* [WHAT TO PRODUCE]:
Reproduce each line bearing the word "this".

* [TASK MATERIAL]:
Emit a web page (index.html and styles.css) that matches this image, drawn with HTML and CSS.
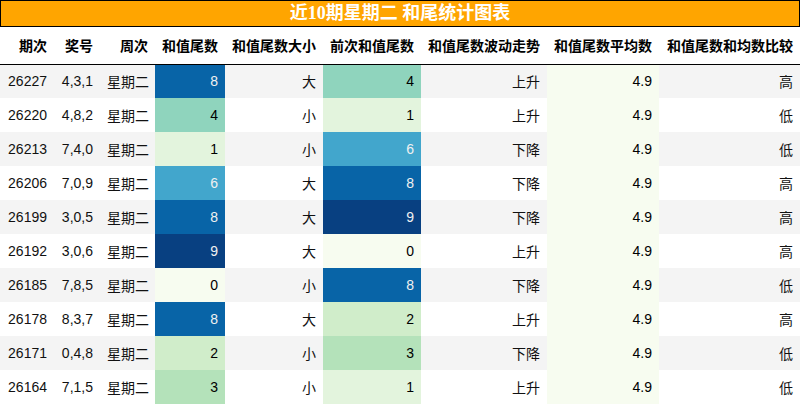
FILE: index.html
```html
<!DOCTYPE html>
<html lang="zh">
<head>
<meta charset="utf-8">
<link rel="stylesheet" href="styles.css">
</head>
<body>
<div class="title">近10期星期二 和尾统计图表</div>
<table class="grid">
<colgroup>
<col class="c1"><col class="c2"><col class="c3"><col class="c4"><col class="c5"><col class="c6"><col class="c7"><col class="c8"><col class="c9">
</colgroup>
<thead>
<tr><th>期次</th><th>奖号</th><th>周次</th><th>和值尾数</th><th>和值尾数大小</th><th>前次和值尾数</th><th>和值尾数波动走势</th><th>和值尾数平均数</th><th>和值尾数和均数比较</th></tr>
</thead>
<tbody>
<tr><td>26227</td><td>4,3,1</td><td>星期二</td><td class="v8">8</td><td>大</td><td class="v4">4</td><td>上升</td><td class="avg">4.9</td><td>高</td></tr>
<tr><td>26220</td><td>4,8,2</td><td>星期二</td><td class="v4">4</td><td>小</td><td class="v1">1</td><td>上升</td><td class="avg">4.9</td><td>低</td></tr>
<tr><td>26213</td><td>7,4,0</td><td>星期二</td><td class="v1">1</td><td>小</td><td class="v6">6</td><td>下降</td><td class="avg">4.9</td><td>低</td></tr>
<tr><td>26206</td><td>7,0,9</td><td>星期二</td><td class="v6">6</td><td>大</td><td class="v8">8</td><td>下降</td><td class="avg">4.9</td><td>高</td></tr>
<tr><td>26199</td><td>3,0,5</td><td>星期二</td><td class="v8">8</td><td>大</td><td class="v9">9</td><td>下降</td><td class="avg">4.9</td><td>高</td></tr>
<tr><td>26192</td><td>3,0,6</td><td>星期二</td><td class="v9">9</td><td>大</td><td class="v0">0</td><td>上升</td><td class="avg">4.9</td><td>高</td></tr>
<tr><td>26185</td><td>7,8,5</td><td>星期二</td><td class="v0">0</td><td>小</td><td class="v8">8</td><td>下降</td><td class="avg">4.9</td><td>低</td></tr>
<tr><td>26178</td><td>8,3,7</td><td>星期二</td><td class="v8">8</td><td>大</td><td class="v2">2</td><td>上升</td><td class="avg">4.9</td><td>高</td></tr>
<tr><td>26171</td><td>0,4,8</td><td>星期二</td><td class="v2">2</td><td>小</td><td class="v3">3</td><td>下降</td><td class="avg">4.9</td><td>低</td></tr>
<tr><td>26164</td><td>7,1,5</td><td>星期二</td><td class="v3">3</td><td>小</td><td class="v1">1</td><td>上升</td><td class="avg">4.9</td><td>低</td></tr>
</tbody>
</table>
</body>
</html>
```
FILE: styles.css
```css
html, body {
  margin: 0;
  padding: 0;
  background: #ffffff;
}
body {
  width: 800px;
  font-family: "Liberation Sans", "Noto Sans CJK SC", sans-serif;
}
.title {
  box-sizing: border-box;
  width: 800px;
  height: 27px;
  border: 1px solid #000;
  background: #ffa500;
  color: #fff;
  font-family: "Liberation Serif", "Noto Sans CJK SC", serif;
  font-weight: bold;
  font-size: 18px;
  line-height: 25px;
  text-align: center;
}
.grid {
  width: 800px;
  border-collapse: collapse;
  table-layout: fixed;
  font-size: 14px;
  color: #111;
}
.c1 { width: 54px; }
.c2 { width: 46px; }
.c3 { width: 55px; }
.c4 { width: 70px; }
.c5 { width: 98px; }
.c6 { width: 98px; }
.c7 { width: 126px; }
.c8 { width: 112px; }
.c9 { width: 141px; }
.grid th {
  height: 37px;
  padding: 0 7px;
  text-align: right;
  font-weight: bold;
  color: #000;
  border-bottom: 1px solid #000;
  white-space: nowrap;
  box-sizing: border-box;
}
.grid td {
  height: 34px;
  padding: 0 7px;
  text-align: right;
  white-space: nowrap;
  box-sizing: border-box;
}
.grid tbody tr:nth-child(odd) { background: #f4f4f4; }
.grid tbody tr:nth-child(even) { background: #ffffff; }
.grid td.v0 { background: #f7fcf0; color: #000; }
.grid td.v1 { background: #e3f4dd; color: #000; }
.grid td.v2 { background: #d0edca; color: #000; }
.grid td.v3 { background: #b4e2ba; color: #000; }
.grid td.v4 { background: #8fd4bd; color: #000; }
.grid td.v6 { background: #42a6cc; color: #f1f1f1; }
.grid td.v8 { background: #0864a7; color: #f1f1f1; }
.grid td.v9 { background: #084081; color: #f1f1f1; }
.grid td.avg { background: #f7fcf0; color: #000; }
```
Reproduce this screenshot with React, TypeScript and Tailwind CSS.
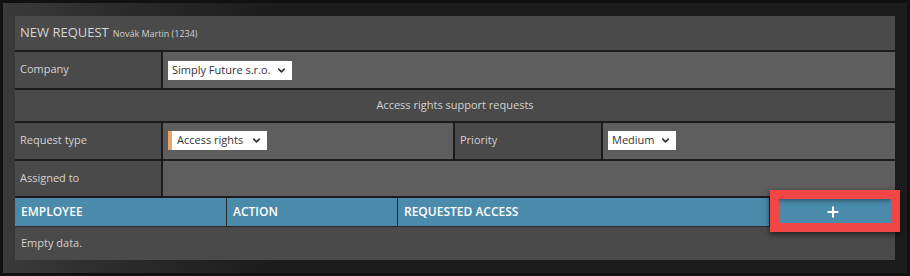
import { ChevronDown, Plus } from 'lucide-react'

const font = { fontFamily: '"Open Sans", "Noto Sans", sans-serif' }

function Select({ value, accent, wide }: { value: string; accent?: boolean; wide?: boolean }) {
  return (
    <div
      className={
        'flex h-[19px] items-center bg-white pr-[5px] text-[11px] text-[#333] ' +
        (wide ? 'gap-[8px] ' : 'gap-[5px] ') +
        (accent ? 'border-l-[4px] border-[#e8a46a] pl-[5px]' : 'pl-[4px]')
      }
    >
      <span>{value}</span>
      <ChevronDown className="h-[11px] w-[11px]" strokeWidth={3.5} color="#333" />
    </div>
  )
}

function Label({ children }: { children: React.ReactNode }) {
  return (
    <div className="flex items-start bg-[#4a4a4a] px-[5px] pt-[9px] text-[11px] text-[#d2d2d2]">
      {children}
    </div>
  )
}

export default function App() {
  return (
    <div className="h-[276px] w-[910px] bg-[#111] p-[3px]" style={font}>
      <div className="h-full w-full bg-[linear-gradient(90deg,#3a3a3a_0%,#2c2c2c_12%,#1c1c1c_30%)] px-[12px] pb-[13px] pt-[13px]">
        <div className="flex h-full flex-col gap-[2px] bg-[#1c1c1c]">
          {/* title */}
          <div className="flex h-[34px] items-center bg-[#4a4a4a] px-[5px] text-[#d4d4d4]">
            <span className="text-[13px]">NEW REQUEST</span>
            <span className="ml-[4px] mt-[2px] text-[9px] text-[#cfcfcf]">Novák Martin (1234)</span>
          </div>

          {/* company */}
          <div className="grid h-[36px] grid-cols-[146px_1fr] gap-[2px]">
            <Label>Company</Label>
            <div className="flex items-center bg-[#5e5e5e] px-[5px]">
              <Select value="Simply Future s.r.o." />
            </div>
          </div>

          {/* section */}
          <div className="flex h-[31px] items-center justify-center bg-[#4a4a4a] text-[11px] text-[#d2d2d2]">
            Access rights support requests
          </div>

          {/* request type / priority */}
          <div className="grid h-[36px] grid-cols-[146px_290px_146px_1fr] gap-[2px]">
            <Label>Request type</Label>
            <div className="flex items-start bg-[#5e5e5e] px-[5px] pt-[8px]">
              <Select value="Access rights" accent wide />
            </div>
            <Label>Priority</Label>
            <div className="flex items-start bg-[#5e5e5e] px-[5px] pt-[8px]">
              <Select value="Medium" />
            </div>
          </div>

          {/* assigned */}
          <div className="grid h-[35px] grid-cols-[146px_1fr] gap-[2px]">
            <Label>Assigned to</Label>
            <div className="bg-[#5e5e5e]" />
          </div>

          {/* table */}
          <div className="flex flex-1 flex-col">
            <div className="relative grid h-[29px] grid-cols-[211px_170px_371px_1fr] gap-[1px] border-b border-[#2a2a2a] bg-[#2a2a2a] text-[12px] font-semibold text-white">
              <div className="flex items-center bg-[#4a8aaa] px-[6px]">EMPLOYEE</div>
              <div className="flex items-center bg-[#4a8aaa] px-[6px]">ACTION</div>
              <div className="flex items-center bg-[#4a8aaa] px-[6px]">REQUESTED ACCESS</div>
              <div className="flex items-center justify-center bg-[#4a8aaa] shadow-[inset_0_3px_4px_rgba(0,0,0,0.35)]">
                <Plus className="h-[16px] w-[16px]" strokeWidth={3} />
              </div>
              <div className="absolute left-[755px] top-[-8px] h-[42px] w-[130px] border-[9px] border-[#f24646] shadow-[0_2px_6px_rgba(0,0,0,0.6)]" />
            </div>
            <div className="flex flex-1 items-center bg-[#4a4a4a] px-[6px] text-[11px] text-[#d2d2d2]">
              Empty data.
            </div>
          </div>
        </div>
      </div>
    </div>
  )
}
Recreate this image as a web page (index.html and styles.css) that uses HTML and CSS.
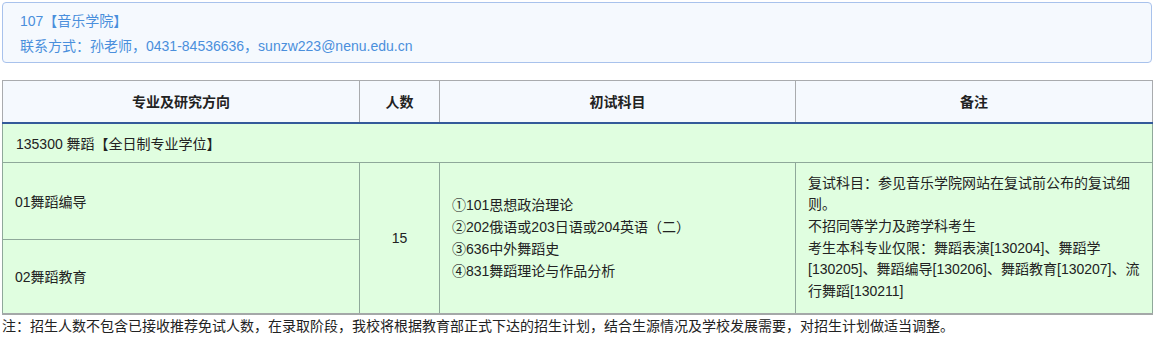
FILE: index.html
```html
<!DOCTYPE html>
<html lang="zh-CN">
<head>
<meta charset="utf-8">
<link rel="stylesheet" href="styles.css">
</head>
<body>
<div class="page">
  <div class="info">
    <div class="info-line">107【音乐学院】</div>
    <div class="info-line">联系方式：孙老师，0431-84536636，sunzw223@nenu.edu.cn</div>
  </div>
  <table class="plan">
    <colgroup>
      <col class="c1"><col class="c2"><col class="c3"><col class="c4">
    </colgroup>
    <thead>
      <tr class="head">
        <th>专业及研究方向</th>
        <th>人数</th>
        <th>初试科目</th>
        <th>备注</th>
      </tr>
    </thead>
    <tbody>
      <tr class="major">
        <td colspan="4">135300 舞蹈【全日制专业学位】</td>
      </tr>
      <tr class="r1">
        <td>01舞蹈编导</td>
        <td rowspan="2" class="num">15</td>
        <td rowspan="2" class="exam">①101思想政治理论<br>②202俄语或203日语或204英语（二）<br>③636中外舞蹈史<br>④831舞蹈理论与作品分析</td>
        <td rowspan="2" class="note">复试科目：参见音乐学院网站在复试前公布的复试细则。<br>不招同等学力及跨学科考生<br>考生本科专业仅限：舞蹈表演[130204]、舞蹈学[130205]、舞蹈编导[130206]、舞蹈教育[130207]、流行舞蹈[130211]</td>
      </tr>
      <tr class="r2">
        <td>02舞蹈教育</td>
      </tr>
    </tbody>
  </table>
  <p class="foot">注：招生人数不包含已接收推荐免试人数，在录取阶段，我校将根据教育部正式下达的招生计划，结合生源情况及学校发展需要，对招生计划做适当调整。</p>
</div>
</body>
</html>
```

FILE: styles.css
```css
* { box-sizing: border-box; }
html, body { margin: 0; padding: 0; background: #fff; }
body {
  font-family: "Liberation Sans", "Noto Sans CJK SC", sans-serif;
  font-size: 14px;
  color: #222;
}
.page { padding: 2px 2px 0 2px; width: 1154px; }
.info {
  width: 1150px;
  height: 61px;
  border: 1px solid #a8c2ec;
  border-radius: 4px;
  background: #f5f9fe;
  padding: 6px 17px 0;
  color: #4a8fdc;
}
.info-line { line-height: 25px; height: 25px; }
.plan {
  margin-top: 17px;
  width: 1150px;
  border-collapse: collapse;
  table-layout: fixed;
  border: 1px solid #a9abae;
  border-bottom: 2px solid #a4a8a8;
}
.c1 { width: 357px; }
.c2 { width: 80px; }
.c3 { width: 356px; }
.c4 { width: 357px; }
.head th {
  height: 42px;
  background: #f5f9fe;
  border: 1px solid #a9abae;
  border-bottom: 2px solid #345a9a;
  font-weight: bold;
  color: #222;
  text-align: center;
  padding: 0;
}
tbody td {
  background: #e0fee0;
  border: 1px solid #8fa89a;
  padding: 0 12px;
  vertical-align: middle;
}
.plan tbody tr:first-child td { border-top: none; }
.major td { height: 40px; padding-left: 13px; }
.r1 td:first-child { height: 77px; }
.r2 td { height: 74px; }
.num { text-align: center; }
.exam { line-height: 22px; padding-top: 0; }
.note { line-height: 21.7px; padding: 2px 12px 2px 12px; }
.foot { margin: 1px 0 0; line-height: 20px; }
```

* [SOLVED PROBLEM]:
Emit a web page (index.html and styles.css) that matches this image, drawn with HTML and CSS.
Reproduce this screenshot with React, TypeScript and Tailwind CSS.
Recreate this image as a web page (index.html and styles.css) that uses HTML and CSS.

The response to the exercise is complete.